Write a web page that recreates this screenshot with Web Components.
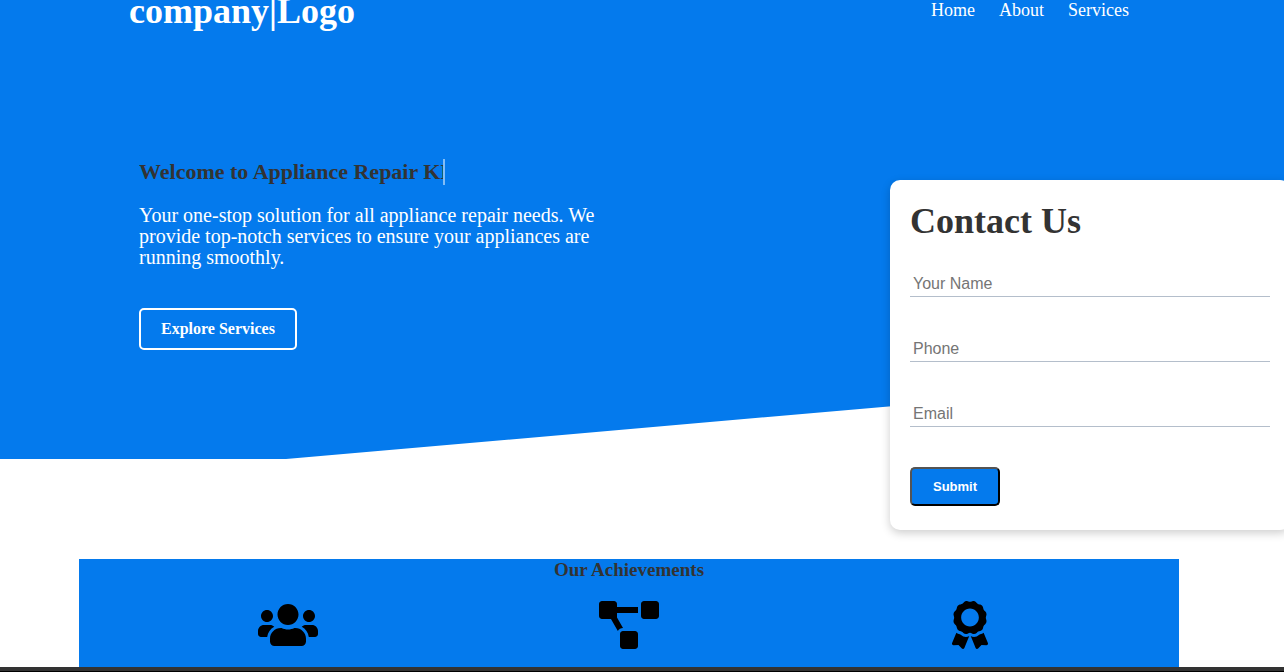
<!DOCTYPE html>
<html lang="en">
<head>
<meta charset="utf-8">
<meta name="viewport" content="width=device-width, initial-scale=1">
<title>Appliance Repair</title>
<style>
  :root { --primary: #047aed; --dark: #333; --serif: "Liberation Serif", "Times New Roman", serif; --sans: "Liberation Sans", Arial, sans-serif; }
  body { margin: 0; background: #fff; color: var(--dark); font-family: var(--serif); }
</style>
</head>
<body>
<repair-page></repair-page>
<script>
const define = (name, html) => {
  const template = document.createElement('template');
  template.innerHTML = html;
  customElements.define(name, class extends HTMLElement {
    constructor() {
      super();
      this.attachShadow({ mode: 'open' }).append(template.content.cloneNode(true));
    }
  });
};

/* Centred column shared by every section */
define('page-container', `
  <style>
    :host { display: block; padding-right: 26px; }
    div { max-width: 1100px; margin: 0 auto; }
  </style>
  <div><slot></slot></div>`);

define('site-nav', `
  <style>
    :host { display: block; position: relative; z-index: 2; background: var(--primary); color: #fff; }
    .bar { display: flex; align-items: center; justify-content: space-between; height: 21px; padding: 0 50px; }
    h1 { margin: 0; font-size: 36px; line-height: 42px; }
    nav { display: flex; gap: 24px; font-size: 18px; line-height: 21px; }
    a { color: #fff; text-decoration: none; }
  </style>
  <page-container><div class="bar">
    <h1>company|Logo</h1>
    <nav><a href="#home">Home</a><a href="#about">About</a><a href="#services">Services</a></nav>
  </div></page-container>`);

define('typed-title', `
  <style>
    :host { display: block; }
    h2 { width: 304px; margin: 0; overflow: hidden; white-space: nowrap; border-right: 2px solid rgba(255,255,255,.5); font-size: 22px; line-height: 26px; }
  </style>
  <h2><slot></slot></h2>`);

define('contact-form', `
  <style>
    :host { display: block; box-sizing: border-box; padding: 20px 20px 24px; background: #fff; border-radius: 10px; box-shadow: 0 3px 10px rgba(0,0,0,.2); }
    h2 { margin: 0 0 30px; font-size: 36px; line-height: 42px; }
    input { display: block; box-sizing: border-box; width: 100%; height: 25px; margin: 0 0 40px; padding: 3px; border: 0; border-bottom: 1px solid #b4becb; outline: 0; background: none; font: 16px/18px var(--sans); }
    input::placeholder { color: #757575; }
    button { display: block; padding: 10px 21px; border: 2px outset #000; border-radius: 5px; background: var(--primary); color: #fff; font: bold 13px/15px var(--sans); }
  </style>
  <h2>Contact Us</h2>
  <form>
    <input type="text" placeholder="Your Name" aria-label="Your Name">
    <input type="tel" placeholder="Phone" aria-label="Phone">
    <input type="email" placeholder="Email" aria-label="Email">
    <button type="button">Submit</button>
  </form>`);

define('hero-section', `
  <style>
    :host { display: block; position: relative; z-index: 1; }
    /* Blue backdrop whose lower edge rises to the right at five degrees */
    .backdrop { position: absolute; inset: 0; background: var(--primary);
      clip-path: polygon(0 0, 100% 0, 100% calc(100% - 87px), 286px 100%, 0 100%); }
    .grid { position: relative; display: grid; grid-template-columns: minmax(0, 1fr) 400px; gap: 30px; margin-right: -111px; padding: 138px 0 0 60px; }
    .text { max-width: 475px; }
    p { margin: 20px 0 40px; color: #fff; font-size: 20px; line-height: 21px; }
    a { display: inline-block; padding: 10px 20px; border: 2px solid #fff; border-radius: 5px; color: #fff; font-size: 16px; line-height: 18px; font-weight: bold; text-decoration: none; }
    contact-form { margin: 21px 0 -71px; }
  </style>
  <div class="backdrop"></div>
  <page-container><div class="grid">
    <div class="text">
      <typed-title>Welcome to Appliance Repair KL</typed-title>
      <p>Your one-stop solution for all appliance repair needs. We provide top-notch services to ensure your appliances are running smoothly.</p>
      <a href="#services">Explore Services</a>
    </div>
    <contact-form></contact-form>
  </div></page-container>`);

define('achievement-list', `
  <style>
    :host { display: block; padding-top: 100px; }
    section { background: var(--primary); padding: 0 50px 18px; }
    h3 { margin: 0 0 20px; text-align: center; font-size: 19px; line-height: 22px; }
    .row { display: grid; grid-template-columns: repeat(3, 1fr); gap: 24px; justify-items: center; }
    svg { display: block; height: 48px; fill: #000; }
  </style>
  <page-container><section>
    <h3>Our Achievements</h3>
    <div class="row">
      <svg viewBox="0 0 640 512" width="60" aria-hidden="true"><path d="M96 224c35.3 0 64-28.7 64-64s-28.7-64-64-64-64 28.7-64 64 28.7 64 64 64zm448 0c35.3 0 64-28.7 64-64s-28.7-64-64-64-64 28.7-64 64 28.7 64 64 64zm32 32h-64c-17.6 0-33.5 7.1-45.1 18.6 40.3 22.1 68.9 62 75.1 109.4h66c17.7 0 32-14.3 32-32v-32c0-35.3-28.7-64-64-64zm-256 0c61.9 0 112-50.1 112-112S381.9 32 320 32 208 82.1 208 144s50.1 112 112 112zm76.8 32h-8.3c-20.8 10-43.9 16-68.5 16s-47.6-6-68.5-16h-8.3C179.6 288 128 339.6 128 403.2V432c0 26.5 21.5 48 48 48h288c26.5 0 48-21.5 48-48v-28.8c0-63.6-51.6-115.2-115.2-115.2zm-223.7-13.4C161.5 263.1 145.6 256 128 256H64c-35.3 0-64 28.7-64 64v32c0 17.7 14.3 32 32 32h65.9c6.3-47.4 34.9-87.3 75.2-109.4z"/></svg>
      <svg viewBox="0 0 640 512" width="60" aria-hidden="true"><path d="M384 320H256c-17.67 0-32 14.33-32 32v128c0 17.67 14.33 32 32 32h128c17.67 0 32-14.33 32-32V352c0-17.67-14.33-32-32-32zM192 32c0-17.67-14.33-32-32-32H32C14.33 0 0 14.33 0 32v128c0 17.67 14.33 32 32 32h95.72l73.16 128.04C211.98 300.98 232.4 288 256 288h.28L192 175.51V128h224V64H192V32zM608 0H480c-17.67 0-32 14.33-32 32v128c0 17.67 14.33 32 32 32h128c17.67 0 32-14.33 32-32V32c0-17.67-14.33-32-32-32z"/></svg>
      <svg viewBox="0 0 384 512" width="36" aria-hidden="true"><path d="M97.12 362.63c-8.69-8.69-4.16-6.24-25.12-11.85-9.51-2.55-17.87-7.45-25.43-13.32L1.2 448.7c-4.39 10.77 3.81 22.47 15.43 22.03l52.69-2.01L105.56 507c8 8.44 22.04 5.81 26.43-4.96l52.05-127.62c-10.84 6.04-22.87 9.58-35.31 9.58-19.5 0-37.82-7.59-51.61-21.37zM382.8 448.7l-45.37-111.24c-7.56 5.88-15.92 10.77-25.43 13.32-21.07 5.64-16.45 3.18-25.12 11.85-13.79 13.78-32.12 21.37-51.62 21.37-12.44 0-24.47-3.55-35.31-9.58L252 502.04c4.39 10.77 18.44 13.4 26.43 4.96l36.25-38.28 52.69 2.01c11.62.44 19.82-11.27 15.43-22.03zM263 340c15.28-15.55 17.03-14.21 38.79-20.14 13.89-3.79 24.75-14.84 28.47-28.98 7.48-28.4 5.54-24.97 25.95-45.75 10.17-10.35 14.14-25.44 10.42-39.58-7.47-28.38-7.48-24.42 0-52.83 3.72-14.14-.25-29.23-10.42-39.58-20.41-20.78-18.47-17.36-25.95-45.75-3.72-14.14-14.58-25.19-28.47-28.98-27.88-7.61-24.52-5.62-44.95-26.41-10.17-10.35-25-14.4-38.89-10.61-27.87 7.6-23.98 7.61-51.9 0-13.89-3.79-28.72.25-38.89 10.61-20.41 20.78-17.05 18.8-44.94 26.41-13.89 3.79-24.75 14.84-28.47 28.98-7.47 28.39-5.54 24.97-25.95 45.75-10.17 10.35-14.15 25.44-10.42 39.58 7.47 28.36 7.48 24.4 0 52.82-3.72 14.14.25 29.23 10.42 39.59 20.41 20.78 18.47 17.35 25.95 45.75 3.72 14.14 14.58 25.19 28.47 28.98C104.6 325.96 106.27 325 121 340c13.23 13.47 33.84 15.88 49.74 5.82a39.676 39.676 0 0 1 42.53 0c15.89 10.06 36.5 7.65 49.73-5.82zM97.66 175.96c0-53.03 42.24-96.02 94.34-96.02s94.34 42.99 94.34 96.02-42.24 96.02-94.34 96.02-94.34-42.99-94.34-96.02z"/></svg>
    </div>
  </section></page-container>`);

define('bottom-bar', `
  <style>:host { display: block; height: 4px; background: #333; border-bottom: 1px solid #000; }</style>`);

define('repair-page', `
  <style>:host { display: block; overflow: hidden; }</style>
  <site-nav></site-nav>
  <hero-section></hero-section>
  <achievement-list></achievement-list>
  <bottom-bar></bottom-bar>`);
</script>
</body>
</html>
○ ○ ○ ○ ○
=== Stated exercise ===
From the data above, count the lines where "this" occurs and give that figure and nothing else.

=== Solution below ===
2